- SET EXERCISE -
From the entries that follow, gather each line holding the word "this".

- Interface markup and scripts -
──────────────────────────────

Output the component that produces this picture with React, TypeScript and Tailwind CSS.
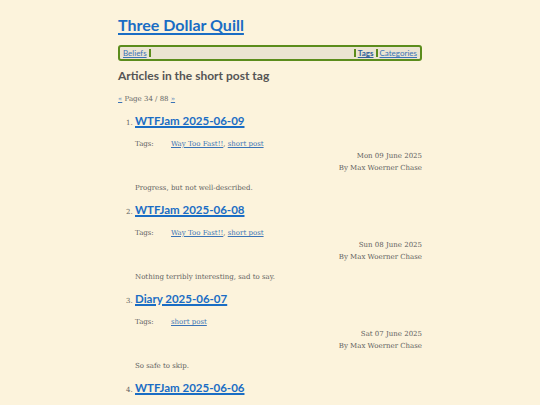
import React from 'react';

type Post = {
    title: string;
    tags: string[];
    date: string;
    summary: string;
};

const posts: Post[] = [
    { title: 'WTFJam 2025-06-09', tags: ['Way Too Fast!!', 'short post'], date: 'Mon 09 June 2025', summary: 'Progress, but not well-described.' },
    { title: 'WTFJam 2025-06-08', tags: ['Way Too Fast!!', 'short post'], date: 'Sun 08 June 2025', summary: 'Nothing terribly interesting, sad to say.' },
    { title: 'Diary 2025-06-07', tags: ['short post'], date: 'Sat 07 June 2025', summary: 'So safe to skip.' },
    { title: 'WTFJam 2025-06-06', tags: ['Way Too Fast!!', 'short post'], date: 'Fri 06 June 2025', summary: 'More of the same.' },
];

const heading = { fontFamily: 'Lato, "Noto Sans", sans-serif' };
const body = { fontFamily: '"DejaVu Serif", "Liberation Serif", serif' };

export default function App() {
    return (
        <div className="h-[405px] w-full overflow-hidden bg-[#fcf3dc] text-[#555]">
            <div className="mx-auto w-[304px] pt-[13px]">
                {/* Site title */}
                <h1 style={heading} className="text-[16px] font-bold leading-[24px]">
                    <a href="#" className="text-[#1a6dc4] underline decoration-2 underline-offset-2">Three Dollar Quill</a>
                </h1>

                {/* Nav bar */}
                <nav style={heading} className="mt-[8px] flex h-[16px] items-center rounded-[3px] border-2 border-[#5b8c1c] bg-[#ebe4d2] px-[1px] text-[8px] leading-none">
                    <a href="#" className="border-r-2 border-[#5b8c1c] px-[2px] text-[#3a73b6] underline">Beliefs</a>
                    <span className="flex-1" />
                    <a href="#" className="border-x-2 border-[#5b8c1c] px-[2px] font-bold text-[#2f5f99] underline">Tags</a>
                    <a href="#" className="px-[2px] text-[#3a73b6] underline">Categories</a>
                </nav>

                <h2 style={heading} className="mt-[7px] text-[12px] font-bold leading-[16px] text-[#555]">
                    Articles in the short post tag
                </h2>

                <p style={body} className="mt-[10px] text-[7px] leading-[10px] text-[#666]">
                    <a href="#" className="text-[#3a73b6] underline">«</a> Page 34 / 88 <a href="#" className="text-[#3a73b6] underline">»</a>
                </p>

                <ol className="mt-[9px] list-decimal pl-[17px]">
                    {posts.map((p) => (
                        <li key={p.title} style={body} className="text-[7px] text-[#5f5f5f]">
                            <h3 style={heading} className="text-[11.5px] font-bold leading-[16px]">
                                <a href="#" className="text-[#1a6dc4] underline decoration-[1.5px]">{p.title}</a>
                            </h3>
                            <div className="mt-[10px] flex text-[7px] leading-[11px]">
                                <span className="w-[36px]">Tags:</span>
                                <span>
                                    {p.tags.map((t, i) => (
                                        <React.Fragment key={t}>
                                            {i > 0 && ', '}
                                            <a href="#" className="text-[#3a73b6] underline">{t}</a>
                                        </React.Fragment>
                                    ))}
                                </span>
                            </div>
                            <div className="text-right text-[7px] leading-[12px]">{p.date}</div>
                            <div className="text-right text-[7px] leading-[12px]">By Max Woerner Chase</div>
                            <p className="mt-[8px] text-[7px] leading-[12px]">{p.summary}</p>
                            <div className="h-[8px]" />
                        </li>
                    ))}
                </ol>
            </div>
        </div>
    );
}
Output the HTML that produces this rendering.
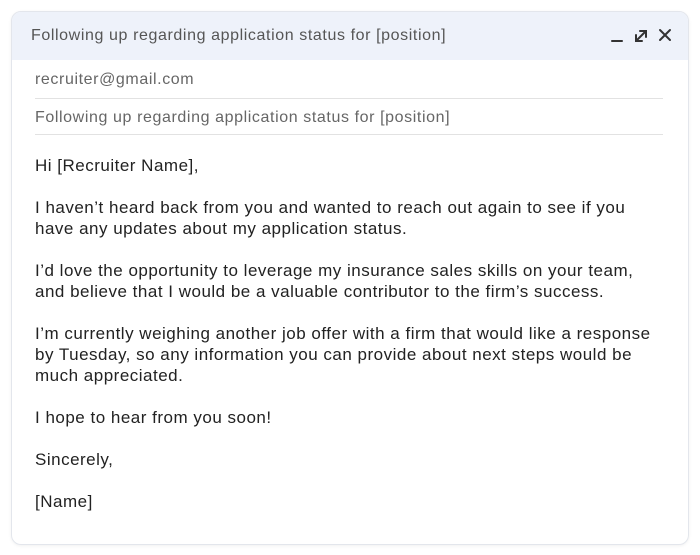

──────────────────────────────

- FINAL RESULT -
Output the component that produces this picture with React, TypeScript and Tailwind CSS.
Output the HTML that produces this rendering.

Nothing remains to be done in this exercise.